Llegados a este punto no veo otro camino que recurrir, como siempre, a los griegos. Y quién mejor para guiarnos que el maestro Emilio Lledó, en un libro de título provocativo y muy al caso: Elogio de la infelicidad, que finalmente es todo un canto a su contrario. Para los griegos hay dos conceptos fundamentales, ambos de carácter ético: felicidad y excelencia. La felicidad (eudaimonía) es una forma de experiencia y en un principio significaba tener más que los otros. Sería, como bien afirma Lledó, un poseer más bienes materiales para enfrentar mejor las vicisitudes del porvenir. Algo así como un antecedente de nuestra desquiciada sociedad de consumo. Pero en seguida la cultura griega transmutó democráticamente el concepto de felicidad, y ese tener más se convirtió en ser más. Del mismo modo que la felicidad evolucionó del tener al ser, es decir, pasó al ámbito de la virtud, de forma que sólo podría alcanzar la felicidad la persona virtuosa, el significado de excelencia (areté) evolucionó hacia el concepto de bondad, pero en el sentido de lo que es bueno, de lo que sirve. Además la areté no es hereditaria, sino que se puede enseñar y ese será el fin de la educación. «Esta sencilla tesis provocó una verdadera revolución moral e intelectual», afirma Lledó, quien también nos hace notar el hecho de que el héroe de la Odisea elige los sufrimientos del retorno, del nóstos, y en definitiva la vejez y la finitud, en vez de los placeres y la inmortalidad que le ofrecía Calipso. Pero lo fundamental es el hecho de poder elegir, el concepto de elección, la proaíresis, que según Aristóteles es el verdadero motor de la democracia. Elegir entre la muerte y la inmortalidad no solo es una ficción, sino que es algo peor, «supone una distorsión esencial en el orden de los deseos». Elegir la mortalidad es lo esencialmente humano, y esta elección atañe a la virtud, y consecuentemente, a la felicidad, aunque hoy nos suene extraño; sin embargo la oferta de Calipso es finalmente la raíz de todas las alienaciones y engaños.

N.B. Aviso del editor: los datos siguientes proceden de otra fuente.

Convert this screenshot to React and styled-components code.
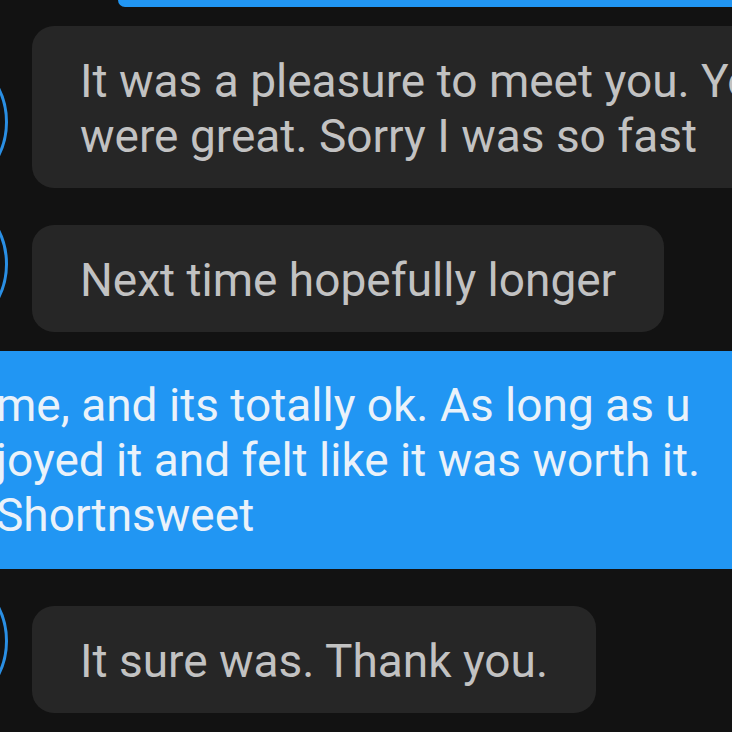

Y temo que en esas andamos, entre alienaciones y engaños, como si en todo este tiempo no hubiésemos aprendido nada.

 

Pese a todo, creo que la fotografía es un magnífico camino hacia la felicidad para quienes la practicamos y también para quienes la leen o contemplan. ¿Tendrá esto que ver con la memoria? Sin duda. Pero sobre todo tiene que ver con la vida, con la vida vivida de primera mano. Para la escritora estadounidense Annie Dillard «el hecho de abrir los ojos y contemplar es una recompensa. (…) Es al mismo tiempo receptividad y concentración. Esos instantes escasos son el meollo de la existencia». Acaso por esos instantes ronden la felicidad, también escasa… y la fotografía.